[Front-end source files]
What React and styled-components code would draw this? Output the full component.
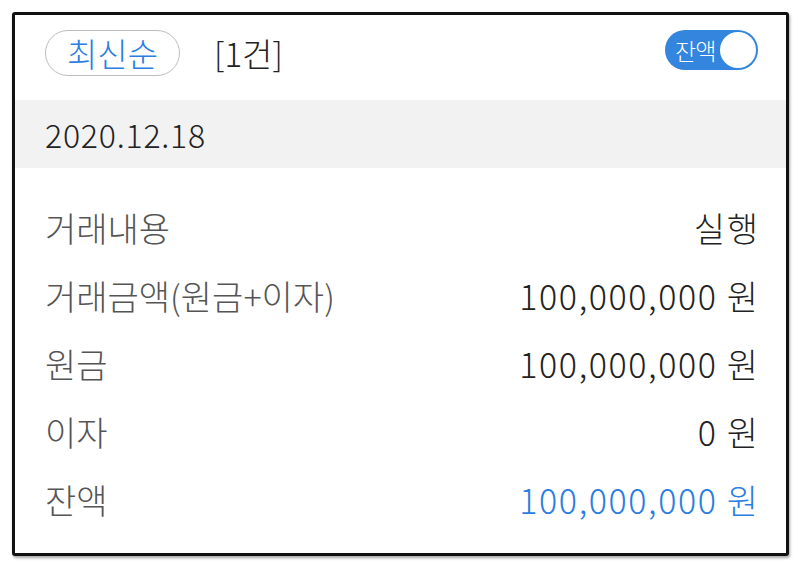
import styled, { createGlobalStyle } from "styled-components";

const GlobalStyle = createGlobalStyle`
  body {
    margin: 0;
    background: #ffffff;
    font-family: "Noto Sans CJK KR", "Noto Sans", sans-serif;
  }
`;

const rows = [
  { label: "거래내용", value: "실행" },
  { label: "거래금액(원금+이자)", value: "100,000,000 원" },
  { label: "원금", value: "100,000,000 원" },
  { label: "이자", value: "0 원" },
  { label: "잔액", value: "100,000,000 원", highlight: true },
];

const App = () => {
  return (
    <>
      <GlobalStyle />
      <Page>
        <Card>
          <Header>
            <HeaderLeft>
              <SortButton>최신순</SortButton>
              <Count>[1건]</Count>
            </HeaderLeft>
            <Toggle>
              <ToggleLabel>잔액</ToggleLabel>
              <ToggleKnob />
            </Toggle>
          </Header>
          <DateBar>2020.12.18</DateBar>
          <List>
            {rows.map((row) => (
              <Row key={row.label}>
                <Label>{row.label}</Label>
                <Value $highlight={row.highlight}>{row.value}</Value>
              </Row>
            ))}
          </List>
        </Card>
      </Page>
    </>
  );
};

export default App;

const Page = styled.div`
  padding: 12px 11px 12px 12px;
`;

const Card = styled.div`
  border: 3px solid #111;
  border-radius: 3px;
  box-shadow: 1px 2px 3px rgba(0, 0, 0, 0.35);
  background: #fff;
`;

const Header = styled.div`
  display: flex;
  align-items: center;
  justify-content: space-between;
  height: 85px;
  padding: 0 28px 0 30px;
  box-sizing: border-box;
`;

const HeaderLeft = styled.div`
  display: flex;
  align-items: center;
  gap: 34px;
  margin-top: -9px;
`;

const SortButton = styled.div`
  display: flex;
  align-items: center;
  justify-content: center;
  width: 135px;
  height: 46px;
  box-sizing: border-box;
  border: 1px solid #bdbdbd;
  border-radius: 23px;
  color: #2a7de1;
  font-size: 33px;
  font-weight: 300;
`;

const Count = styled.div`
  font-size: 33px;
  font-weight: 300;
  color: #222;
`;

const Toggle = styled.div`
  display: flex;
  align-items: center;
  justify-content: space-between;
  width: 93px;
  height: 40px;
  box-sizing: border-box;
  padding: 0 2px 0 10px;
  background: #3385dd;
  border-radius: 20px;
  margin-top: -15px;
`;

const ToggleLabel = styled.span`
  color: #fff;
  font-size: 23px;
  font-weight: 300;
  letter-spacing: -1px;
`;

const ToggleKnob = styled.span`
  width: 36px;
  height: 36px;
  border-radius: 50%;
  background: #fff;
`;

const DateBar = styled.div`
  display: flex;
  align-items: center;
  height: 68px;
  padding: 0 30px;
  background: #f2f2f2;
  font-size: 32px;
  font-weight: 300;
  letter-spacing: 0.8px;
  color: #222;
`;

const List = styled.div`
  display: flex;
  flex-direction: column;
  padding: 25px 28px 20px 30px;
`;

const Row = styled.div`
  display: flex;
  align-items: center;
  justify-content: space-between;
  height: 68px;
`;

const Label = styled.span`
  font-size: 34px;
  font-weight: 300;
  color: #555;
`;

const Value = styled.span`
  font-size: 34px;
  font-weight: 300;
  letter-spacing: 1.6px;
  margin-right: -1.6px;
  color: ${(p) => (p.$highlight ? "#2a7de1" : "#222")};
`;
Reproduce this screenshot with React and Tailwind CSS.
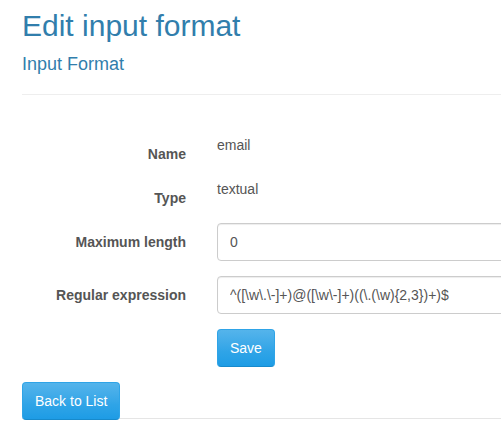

**SET TASK**
Output a faithful copy of the data, with each picture left out.

**SOLUTION**
What React and styled-components code would draw this? Output the full component.
import styled, { createGlobalStyle } from "styled-components";

const GlobalStyle = createGlobalStyle`
  body {
    margin: 0;
    background: #ffffff;
    font-family: "Noto Sans CJK KR", "Noto Sans", sans-serif;
  }
`;

const rows = [
  { label: "거래내용", value: "실행" },
  { label: "거래금액(원금+이자)", value: "100,000,000 원" },
  { label: "원금", value: "100,000,000 원" },
  { label: "이자", value: "0 원" },
  { label: "잔액", value: "100,000,000 원", highlight: true },
];

const App = () => {
  return (
    <>
      <GlobalStyle />
      <Page>
        <Card>
          <Header>
            <HeaderLeft>
              <SortButton>최신순</SortButton>
              <Count>[1건]</Count>
            </HeaderLeft>
            <Toggle>
              <ToggleLabel>잔액</ToggleLabel>
              <ToggleKnob />
            </Toggle>
          </Header>
          <DateBar>2020.12.18</DateBar>
          <List>
            {rows.map((row) => (
              <Row key={row.label}>
                <Label>{row.label}</Label>
                <Value $highlight={row.highlight}>{row.value}</Value>
              </Row>
            ))}
          </List>
        </Card>
      </Page>
    </>
  );
};

export default App;

const Page = styled.div`
  padding: 12px 11px 12px 12px;
`;

const Card = styled.div`
  border: 3px solid #111;
  border-radius: 3px;
  box-shadow: 1px 2px 3px rgba(0, 0, 0, 0.35);
  background: #fff;
`;

const Header = styled.div`
  display: flex;
  align-items: center;
  justify-content: space-between;
  height: 85px;
  padding: 0 28px 0 30px;
  box-sizing: border-box;
`;

const HeaderLeft = styled.div`
  display: flex;
  align-items: center;
  gap: 34px;
  margin-top: -9px;
`;

const SortButton = styled.div`
  display: flex;
  align-items: center;
  justify-content: center;
  width: 135px;
  height: 46px;
  box-sizing: border-box;
  border: 1px solid #bdbdbd;
  border-radius: 23px;
  color: #2a7de1;
  font-size: 33px;
  font-weight: 300;
`;

const Count = styled.div`
  font-size: 33px;
  font-weight: 300;
  color: #222;
`;

const Toggle = styled.div`
  display: flex;
  align-items: center;
  justify-content: space-between;
  width: 93px;
  height: 40px;
  box-sizing: border-box;
  padding: 0 2px 0 10px;
  background: #3385dd;
  border-radius: 20px;
  margin-top: -15px;
`;

const ToggleLabel = styled.span`
  color: #fff;
  font-size: 23px;
  font-weight: 300;
  letter-spacing: -1px;
`;

const ToggleKnob = styled.span`
  width: 36px;
  height: 36px;
  border-radius: 50%;
  background: #fff;
`;

const DateBar = styled.div`
  display: flex;
  align-items: center;
  height: 68px;
  padding: 0 30px;
  background: #f2f2f2;
  font-size: 32px;
  font-weight: 300;
  letter-spacing: 0.8px;
  color: #222;
`;

const List = styled.div`
  display: flex;
  flex-direction: column;
  padding: 25px 28px 20px 30px;
`;

const Row = styled.div`
  display: flex;
  align-items: center;
  justify-content: space-between;
  height: 68px;
`;

const Label = styled.span`
  font-size: 34px;
  font-weight: 300;
  color: #555;
`;

const Value = styled.span`
  font-size: 34px;
  font-weight: 300;
  letter-spacing: 1.6px;
  margin-right: -1.6px;
  color: ${(p) => (p.$highlight ? "#2a7de1" : "#222")};
`;
Reproduce this screenshot with React and Tailwind CSS.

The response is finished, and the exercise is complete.